Flying
about in a crowded airspace is difficult enough, but the biggest problem is
landing. Not just anywhere mark you, but on a precise spot that is coming up
fast and is often moving. Of course, birds do it and bees do it, but so do
fruit flies.
Fruit
flies aren’t very large and have to rely on their in-built guidance systems to
reliably work on the fly. Van Breugel
and Dickinson, in the current edition of the Journal Of Experimental Biology
have been scrutinizing the success and failure of fruit fly landing sequences
with a combination of high-speed photographs and 3-D tracking software (1).
The
touchdown sequence commences with a sharp turn towards the target and a
deceleration that the authors explain is governed by the growth of the image
size on the fly’s retina. The go/no-go decision is made at the point that the
target image takes up an include angle of about 33 degrees of the fly’s vision
field.
If
the decision is go – the deceleration sequence continues until the target image
angle has increased to about 60 degrees and then the landing gear is deployed.

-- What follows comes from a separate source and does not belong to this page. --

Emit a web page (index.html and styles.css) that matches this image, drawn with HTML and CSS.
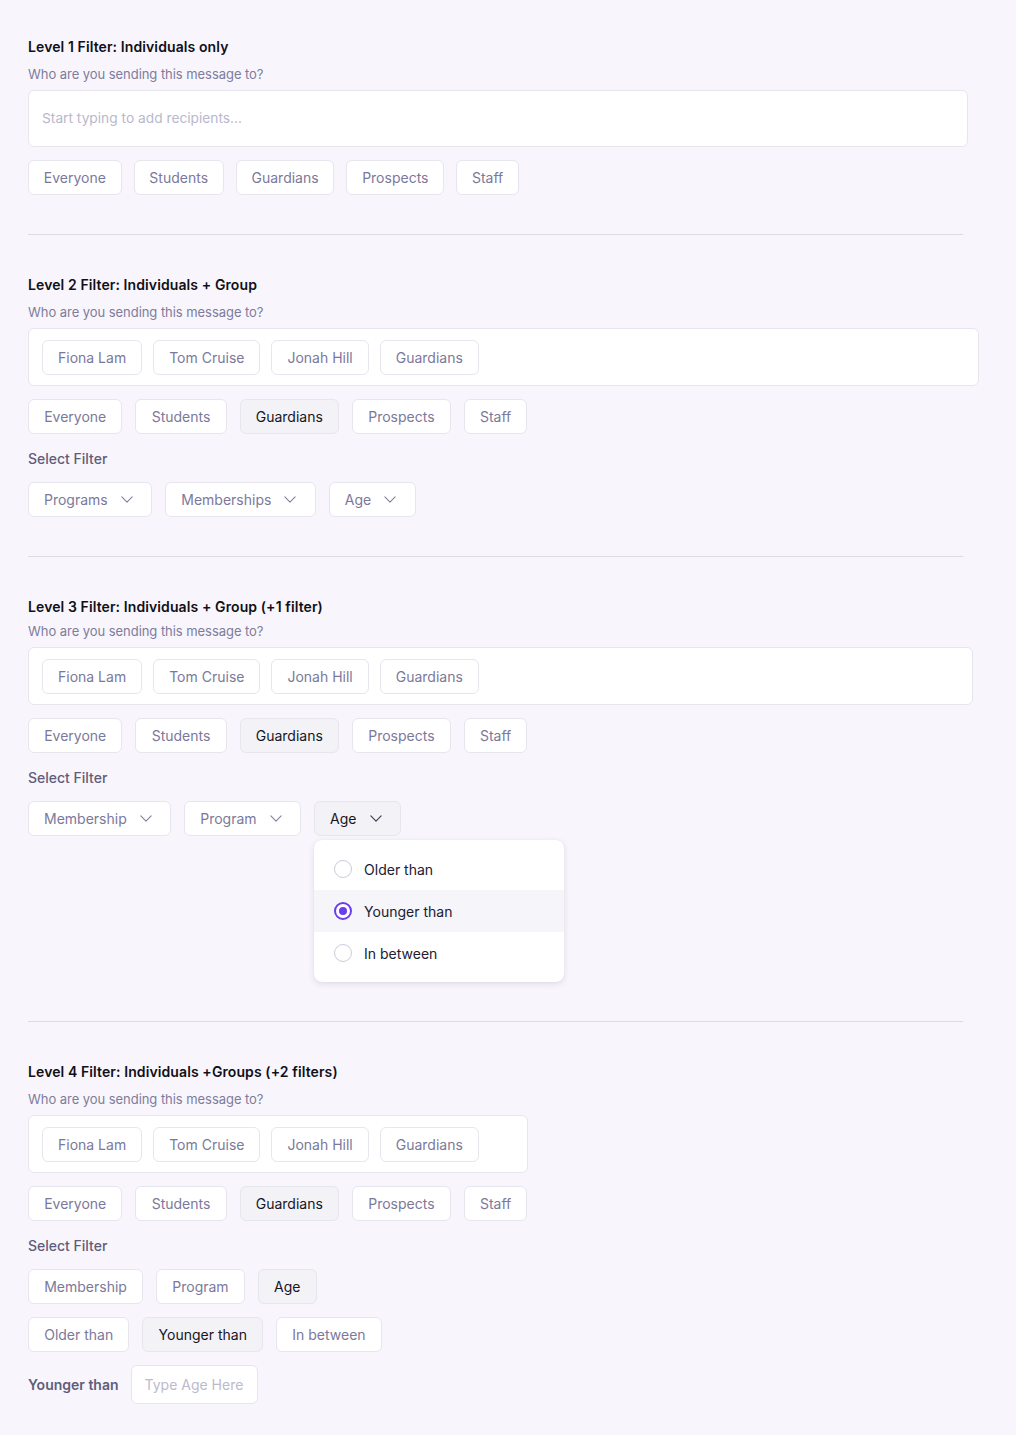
FILE: index.html
```html
<!DOCTYPE html>
<html lang="en">
<head>
  <meta charset="UTF-8" />
  <meta name="viewport" content="width=device-width, initial-scale=1.0"/>
  <title>Recipient Filters</title>
  <link rel="stylesheet" href="styles.css">
</head>
<body>

  <!-- Level 1 -->
  <section class="level">
    <h2>Level 1 Filter: Individuals only</h2>
    <p class="prompt">Who are you sending this message to?</p>
    <input type="text" class="recipients recipients-input level1-box" placeholder="Start typing to add recipients...">
    <div class="chip-row compact">
      <button class="chip">Everyone</button>
      <button class="chip">Students</button>
      <button class="chip">Guardians</button>
      <button class="chip">Prospects</button>
      <button class="chip">Staff</button>
    </div>
  </section>

  <hr class="divider">

  <!-- Level 2 -->
  <section class="level">
    <h2>Level 2 Filter: Individuals + Group</h2>
    <p class="prompt">Who are you sending this message to?</p>
    <div class="recipients level2-box">
      <span class="chip">Fiona Lam</span>
      <span class="chip">Tom Cruise</span>
      <span class="chip">Jonah Hill</span>
      <span class="chip">Guardians</span>
    </div>
    <div class="chip-row">
      <button class="chip">Everyone</button>
      <button class="chip">Students</button>
      <button class="chip active">Guardians</button>
      <button class="chip">Prospects</button>
      <button class="chip">Staff</button>
    </div>
    <p class="filter-label">Select Filter</p>
    <div class="chip-row">
      <button class="chip select">Programs <svg class="chev" viewBox="0 0 14 8"><path d="M1 1l6 6 6-6"/></svg></button>
      <button class="chip select">Memberships <svg class="chev" viewBox="0 0 14 8"><path d="M1 1l6 6 6-6"/></svg></button>
      <button class="chip select">Age <svg class="chev" viewBox="0 0 14 8"><path d="M1 1l6 6 6-6"/></svg></button>
    </div>
  </section>

  <hr class="divider">

  <!-- Level 3 -->
  <section class="level">
    <h2>Level 3 Filter: Individuals + Group (+1 filter)</h2>
    <p class="prompt tight">Who are you sending this message to?</p>
    <div class="recipients level3-box">
      <span class="chip">Fiona Lam</span>
      <span class="chip">Tom Cruise</span>
      <span class="chip">Jonah Hill</span>
      <span class="chip">Guardians</span>
    </div>
    <div class="chip-row">
      <button class="chip">Everyone</button>
      <button class="chip">Students</button>
      <button class="chip active">Guardians</button>
      <button class="chip">Prospects</button>
      <button class="chip">Staff</button>
    </div>
    <p class="filter-label">Select Filter</p>
    <div class="chip-row top">
      <button class="chip select">Membership <svg class="chev" viewBox="0 0 14 8"><path d="M1 1l6 6 6-6"/></svg></button>
      <button class="chip select">Program <svg class="chev" viewBox="0 0 14 8"><path d="M1 1l6 6 6-6"/></svg></button>
      <div class="dropdown">
        <button class="chip select active">Age <svg class="chev" viewBox="0 0 14 8"><path d="M1 1l6 6 6-6"/></svg></button>
        <ul class="menu">
          <li><span class="radio"></span>Older than</li>
          <li class="current"><span class="radio checked"></span>Younger than</li>
          <li><span class="radio"></span>In between</li>
        </ul>
      </div>
    </div>
  </section>

  <hr class="divider">

  <!-- Level 4 -->
  <section class="level">
    <h2>Level 4 Filter: Individuals +Groups (+2 filters)</h2>
    <p class="prompt">Who are you sending this message to?</p>
    <div class="recipients level4-box">
      <span class="chip">Fiona Lam</span>
      <span class="chip">Tom Cruise</span>
      <span class="chip">Jonah Hill</span>
      <span class="chip">Guardians</span>
    </div>
    <div class="chip-row">
      <button class="chip">Everyone</button>
      <button class="chip">Students</button>
      <button class="chip active">Guardians</button>
      <button class="chip">Prospects</button>
      <button class="chip">Staff</button>
    </div>
    <p class="filter-label">Select Filter</p>
    <div class="chip-row">
      <button class="chip">Membership</button>
      <button class="chip">Program</button>
      <button class="chip active">Age</button>
    </div>
    <div class="chip-row">
      <button class="chip">Older than</button>
      <button class="chip active">Younger than</button>
      <button class="chip">In between</button>
    </div>
    <div class="age-row">
      <label for="age" class="age-label">Younger than</label>
      <input type="text" id="age" class="age-input" placeholder="Type Age Here">
    </div>
  </section>

</body>
</html>
```

FILE: styles.css
```css
* {
  box-sizing: border-box;
  font-family: 'Inter', 'Noto Sans', sans-serif;
}

body {
  margin: 0;
  padding: 37px 28px 40px;
  background: #f8f6fc;
  color: #131320;
  min-height: 1435px;
}

.level {
  display: flex;
  flex-direction: column;
  align-items: flex-start;
}

h2 {
  margin: 0 0 8px;
  font-size: 14px;
  line-height: 20px;
  font-weight: 600;
  letter-spacing: 0.1px;
  color: #101018;
}

.prompt {
  margin: 0 0 7px;
  font-size: 13px;
  line-height: 18px;
  letter-spacing: -0.05px;
  color: #7e7c9b;
}

.prompt.tight {
  margin-top: -3px;
}

.divider {
  width: 935px;
  margin: 39px 0 40px;
  border: none;
  border-top: 1px solid #dddbe5;
}

/* recipient box */
.recipients {
  background: #fff;
  border: 1px solid #e7e5ee;
  border-radius: 6px;
  display: flex;
  gap: 11px;
  padding: 11px 13px 10px;
}

.recipients-input {
  height: 57px;
  padding: 0 13px 2px;
  font-size: 13.75px;
  color: #333;
  outline: none;
}

.recipients-input::placeholder {
  color: #bab8cc;
}

.level1-box { width: 940px; }
.level2-box { width: 951px; }
.level3-box { width: 945px; }
.level4-box { width: 500px; }

/* chips */
.chip-row {
  display: flex;
  gap: 13px;
  margin-top: 13px;
}

.chip-row.compact {
  gap: 12px;
}

.chip-row.top {
  align-items: flex-start;
}

.chip {
  display: inline-flex;
  align-items: center;
  height: 35px;
  padding: 0 15.2px;
  background: #fff;
  border: 1px solid #e7e5ee;
  border-radius: 6px;
  font-size: 14px;
  color: #7b799a;
  cursor: pointer;
  white-space: nowrap;
}

.chip-row.compact .chip {
  padding: 0 14.75px;
}

.recipients .chip {
  height: 35px;
  padding: 0 15px;
  border-radius: 6px;
}

.chip.active {
  background: #f3f2f7;
  color: #16161f;
}

.chip.select {
  gap: 13px;
  padding: 0 18.5px 0 15px;
}

.chev {
  width: 12px;
  height: 7px;
  fill: none;
  stroke: #8280a0;
  stroke-width: 1.3;
  stroke-linecap: round;
  stroke-linejoin: round;
}

.chip.active .chev {
  stroke: #3a3a4a;
}

.filter-label {
  margin: 15px 0 0;
  font-size: 14px;
  line-height: 20px;
  font-weight: 500;
  color: #5f5d7b;
}

/* dropdown */
.dropdown {
  display: flex;
  flex-direction: column;
  align-items: flex-start;
  gap: 4px;
}

.menu {
  list-style: none;
  margin: 0;
  padding: 8px 0;
  width: 250px;
  background: #fff;
  border-radius: 8px;
  box-shadow: 0 2px 6px rgba(40, 30, 80, 0.12), 0 0 1px rgba(40, 30, 80, 0.1);
}

.menu li {
  display: flex;
  align-items: center;
  gap: 12px;
  height: 42px;
  padding: 0 20px;
  font-size: 14px;
  color: #202030;
}

.menu li.current {
  background: #f6f5f9;
}

.radio {
  width: 18px;
  height: 18px;
  border-radius: 50%;
  border: 1px solid #cdcadb;
  background: #fff;
}

.radio.checked {
  border: 2px solid #6b3ded;
  display: flex;
  align-items: center;
  justify-content: center;
}

.radio.checked::after {
  content: "";
  width: 8px;
  height: 8px;
  border-radius: 50%;
  background: #6b3ded;
}

/* age input */
.age-row {
  display: flex;
  align-items: center;
  gap: 12px;
  margin-top: 13px;
}

.age-label {
  font-size: 14px;
  font-weight: 600;
  color: #5f5d7b;
}

.age-input {
  width: 127px;
  height: 39px;
  padding: 0 13px;
  background: #fff;
  border: 1px solid #e7e5ee;
  border-radius: 6px;
  font-size: 14px;
  outline: none;
}

.age-input::placeholder {
  color: #bcbacd;
}
```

On touch down the feet grasp the target. From gear deployment to touchdown was
about 50 ms – pretty fast reactions are a must.
If
the no-go decision is called for, the fly’s fly-by procedure is a sharp turn
away and off to another target. This occurred in 1065 attempts out of 1242-recorded
measurements.
Flies
flying-by may have been due to too fast an approach or maybe just the
fickleness of the fly. They did record some crash landings when flies came in
too fast and failed to abort, but none included any fatalities.